Voici pourquoi, voici comment l'autre jour, en plein Paris, on couronnait une gentille et honnête jeune fille.

Certes il n'y a pas de mal à ça, bien au contraire; mais il semble pourtant que les lois de la proportion n'ont pas été bien observées.

Que Nanterre, Suresnes, Salency ou Enghien, qui sont des villages ou à peu près, se contentent d'une rosière, c'est très bien; qu'on se trouve heureux dans un petit pays de trouver une fille vertueuse et de la couronner, tout est pour le mieux.

Mais qu'on se contente à aussi bon marché dans une ville de quatre-vingt mille âmes, c'est une modestie trop exagérée ou une pénurie inutile à constater.

Il serait naturel de procéder pour la vertu comme pour la députation, bien que ces deux choses n'aient pas entre elles beaucoup de relations.

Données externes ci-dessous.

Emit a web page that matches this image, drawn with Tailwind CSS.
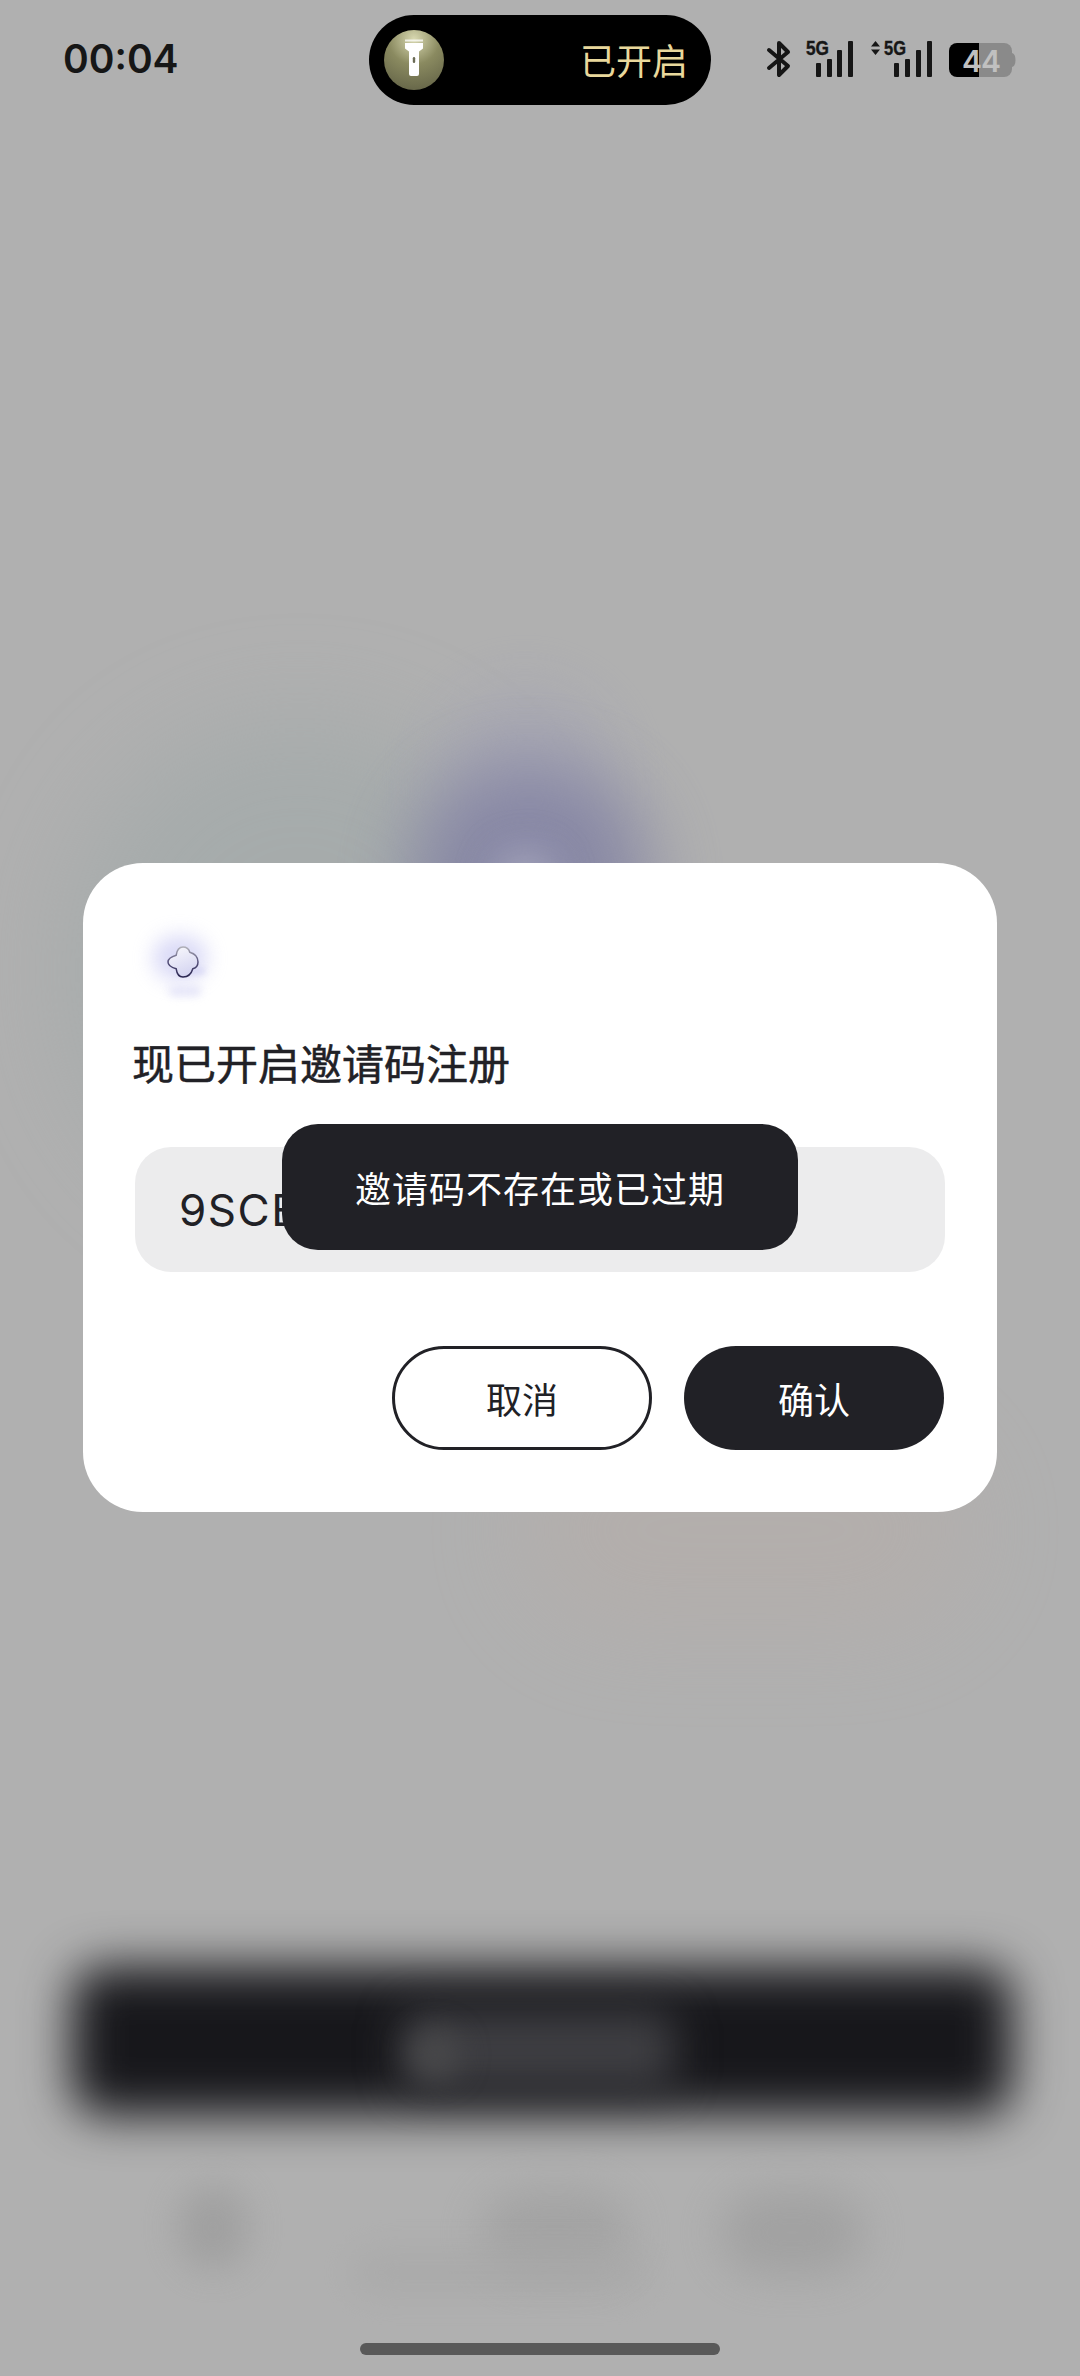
<!doctype html>
<html lang="zh">
<head>
<meta charset="utf-8">
<script src="https://cdn.jsdelivr.net/npm/@tailwindcss/browser@4"></script>
</head>
<body class="m-0">
<div class="relative w-[1080px] h-[2376px] overflow-hidden bg-[#b0b0b0] font-['Noto_Sans_CJK_SC','Noto_Sans',sans-serif]">

  <!-- blurred page behind the dialog -->
  <div class="absolute left-[70px] top-[720px] w-[460px] h-[500px] rounded-full bg-[#9ea8a8] blur-[50px] opacity-55"></div>
  <div class="absolute left-[440px] top-[690px] w-[170px] h-[200px] rounded-[85px] bg-[#a4a4b4] blur-[36px] opacity-70"></div>
  <div class="absolute left-[410px] top-[765px] w-[240px] h-[280px] rounded-[110px] bg-[#8080a2] blur-[36px] opacity-80"></div>
  <div class="absolute left-[495px] top-[850px] w-[60px] h-[120px] rounded-full bg-[#a2a2ba] blur-[18px]"></div>
  <div class="absolute left-[520px] top-[1430px] w-[450px] h-[200px] rounded-full bg-[#b8aca6] blur-[50px] opacity-40"></div>
  <div class="absolute left-[72px] top-[1967px] w-[940px] h-[148px] rounded-[30px] bg-[#17171b] blur-[24px]"></div>
  <div class="absolute left-[400px] top-[2010px] w-[275px] h-[80px] rounded-[20px] bg-[#3e3e42] blur-[20px]"></div>
  <div class="absolute left-[410px] top-[2030px] w-[50px] h-[50px] rounded-full bg-[#48484a] blur-[14px]"></div>
  <div class="absolute left-[178px] top-[2185px] w-[70px] h-[85px] rounded-full bg-[#9c9c9c] blur-[18px] opacity-80"></div>
  <div class="absolute left-[480px] top-[2190px] w-[150px] h-[85px] rounded-full bg-[#a0a0a0] blur-[22px] opacity-80"></div>
  <div class="absolute left-[720px] top-[2190px] w-[145px] h-[85px] rounded-full bg-[#9e9e9e] blur-[22px] opacity-80"></div>
  <div class="absolute left-[350px] top-[2250px] w-[300px] h-[45px] rounded-full bg-[#a8a8a8] blur-[18px] opacity-70"></div>

  <!-- status bar -->
  <div class="relative flex items-center h-[90px] mt-[15px] pl-[63px]">
    <span class="w-[306px] -mt-[3px] text-[39px] leading-none font-semibold font-['Inter',sans-serif] text-[#161616]">00:04</span>
    <div class="flex items-center justify-between w-[342px] h-[90px] rounded-full bg-black pl-[15px] pr-[23px]">
      <svg class="w-[60px] h-[60px]" viewBox="0 0 60 60">
        <defs>
          <radialGradient id="g" cx="50%" cy="15%" r="85%">
            <stop offset="0" stop-color="#d8d8b0"/>
            <stop offset="0.5" stop-color="#8a8a60"/>
            <stop offset="1" stop-color="#68684a"/>
          </radialGradient>
        </defs>
        <circle cx="30" cy="30" r="30" fill="url(#g)"/>
        <path d="M21 13h18v5.500l-4 3V44a2 2 0 0 1-2 2h-6a2 2 0 0 1-2-2V21.500l-4-3z" fill="#fff"/>
        <rect x="21" y="9.500" width="18" height="2" fill="#fff" opacity=".75"/>
        <rect x="28.800" y="27" width="2.400" height="6" rx="1.200" fill="#6b6b55"/>
      </svg>
      <span class="-mt-[3px] text-[36px] leading-none text-[#e9d89c]">已开启</span>
    </div>
    <svg class="self-start mt-[5px] ml-[29px] w-[280px] h-[70px]" viewBox="740 20 280 70">
      <path d="M769 50 L788 66 L779 75 V43 L788 52 L769 68" fill="none" stroke="#161616" stroke-width="4" stroke-linejoin="round" stroke-linecap="round"/>
      <text x="806" y="55" font-family="Liberation Sans" font-weight="700" font-size="20" textLength="23" lengthAdjust="spacingAndGlyphs" fill="#161616" stroke="#161616" stroke-width=".4">5G</text>
      <g fill="#161616">
        <rect x="816" y="63" width="5" height="14" rx="1"/>
        <rect x="827" y="59" width="5" height="18" rx="1"/>
        <rect x="837" y="50" width="5" height="27" rx="1"/>
        <rect x="848" y="41" width="5" height="36" rx="1"/>
        <path d="M875.500 41l4.500 5.500h-9zM875.500 55l4.500-5.500h-9z"/>
        <rect x="894" y="63" width="5" height="14" rx="1"/>
        <rect x="905" y="59" width="5" height="18" rx="1"/>
        <rect x="916" y="50" width="5" height="27" rx="1"/>
        <rect x="927" y="41" width="5" height="36" rx="1"/>
      </g>
      <text x="884" y="55" font-family="Liberation Sans" font-weight="700" font-size="20" textLength="22" lengthAdjust="spacingAndGlyphs" fill="#161616" stroke="#161616" stroke-width=".4">5G</text>
      <path d="M979 43h25a8 8 0 0 1 8 8v18a8 8 0 0 1-8 8h-25z" fill="#8a8a8a"/>
      <path d="M1012 53q3.500 1 3.500 7t-3.500 7z" fill="#8a8a8a"/>
      <path d="M979 43h-22a8 8 0 0 0-8 8v18a8 8 0 0 0 8 8h22z" fill="#000"/>
      <text x="962" y="72" font-family="Inter" font-weight="600" font-size="30" letter-spacing="-1" fill="#c0c0c0">44</text>
    </svg>
  </div>

  <!-- dialog -->
  <div class="relative ml-[83px] mt-[758px] w-[914px] h-[649px] rounded-[60px] bg-white pt-[61px] pl-[49px] pr-[53px]">
    <div class="relative w-[80px] h-[80px] ml-[13px]">
      <div class="absolute left-[8px] top-[12px] w-[54px] h-[44px] rounded-full bg-[#bcbcf0] blur-[10px] opacity-55"></div>
      <div class="absolute left-[30px] top-[44px] w-[30px] h-[6px] rounded-full bg-[#d4d4f4] blur-[3px]"></div>
      <div class="absolute left-[24px] top-[62px] w-[32px] h-[10px] rounded-full bg-[#e4e4f8] blur-[4px]"></div>
      <svg class="absolute left-[22px] top-[22px] w-[32px] h-[32px]" viewBox="0 0 32 32">
        <defs>
          <linearGradient id="c" x1="0.300" y1="0" x2="0.700" y2="1">
            <stop offset="0" stop-color="#f6f6fc"/>
            <stop offset="1" stop-color="#d2d2f0"/>
          </linearGradient>
          <linearGradient id="s" x1="0.500" y1="0" x2="0.500" y2="1">
            <stop offset="0" stop-color="#b0b0b8"/>
            <stop offset="0.500" stop-color="#55507a"/>
            <stop offset="1" stop-color="#2a2650"/>
          </linearGradient>
        </defs>
        <path d="M16 1c3.600 0 6 2.400 6.800 5.200 2.800.8 8.200 3.200 8.200 9.800 0 3.600-2.400 6-5.200 6.800C25 25.600 22.600 31 16 31c-3.600 0-6-2.400-6.800-8.200C6.400 22 1 19.600 1 16c0-3.600 5.400-6 8.200-6.800C10 3.400 12.400 1 16 1z" fill="url(#c)" stroke="url(#s)" stroke-width="1.500"/>
      </svg>
    </div>
    <h2 class="mt-[30px] text-[42px] leading-[56px] font-normal [-webkit-text-stroke:0.5px_#212126] text-[#212126]">现已开启邀请码注册</h2>
    <div class="flex items-center mt-[57px] ml-[3px] w-[810px] h-[125px] rounded-[36px] bg-[#ececed] pl-[44px]">
      <span class="text-[44px] leading-none tracking-[1.5px] font-['Inter',sans-serif] text-[#212126]">9SCE</span>
    </div>
    <div class="flex justify-end gap-[32px] mt-[74px]">
      <button class="w-[260px] h-[104px] rounded-full border-[3px] border-[#212126] bg-white text-[36px] text-[#212126]">取消</button>
      <button class="w-[260px] h-[104px] rounded-full bg-[#212126] text-[36px] text-white">确认</button>
    </div>
  </div>

  <!-- toast -->
  <div class="absolute left-[282px] top-[1124px] flex items-center justify-center w-[516px] h-[126px] rounded-[36px] bg-[#212126] text-[36px] tracking-[1px] text-white">邀请码不存在或已过期</div>

  <!-- home indicator -->
  <div class="absolute left-[360px] top-[2343px] w-[360px] h-[12px] rounded-full bg-[#595959]"></div>
</div>
</body>
</html>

Dans les départements populeux, comme la Seine ou le Nord, on nomme un bien plus grand nombre de représentants que dans l'Ardèche ou la Creuse.

La cérémonie a été fort brillante. Ce qu'il y avait là de jeunes et jolis visages est impossible à dire.

Voyez-vous un étranger arrivant à la porte du temple au moment où mille jeunes filles descendent l'escalier, voyez-vous, dis-je, cet étranger voulant se renseigner?

—Mesdemoiselles, demande-t-il, voulez-vous être assez aimables pour me dire pourquoi l'on vient de couronner une de vos compagnes? Qu'a-t-elle fait pour mériter une si grande récompense donnée publiquement dans la maison de Dieu?

—Monsieur, elle a été vertueuse.

Cet étranger s'en ira en pensant:

—Quel singulier pays où il n'y a qu'une seule fille vertueuse, où il n'y a pas de demoiselles jalouses, deux hypothèses bien inadmissibles. Ou bien serait-ce que la couronnée est plus vertueuse que les autres? Mais on ne peut pas être vertueux plus ou moins; on l'est ou l'on ne l'est pas, la vertu est une et indivisible, comme la République française.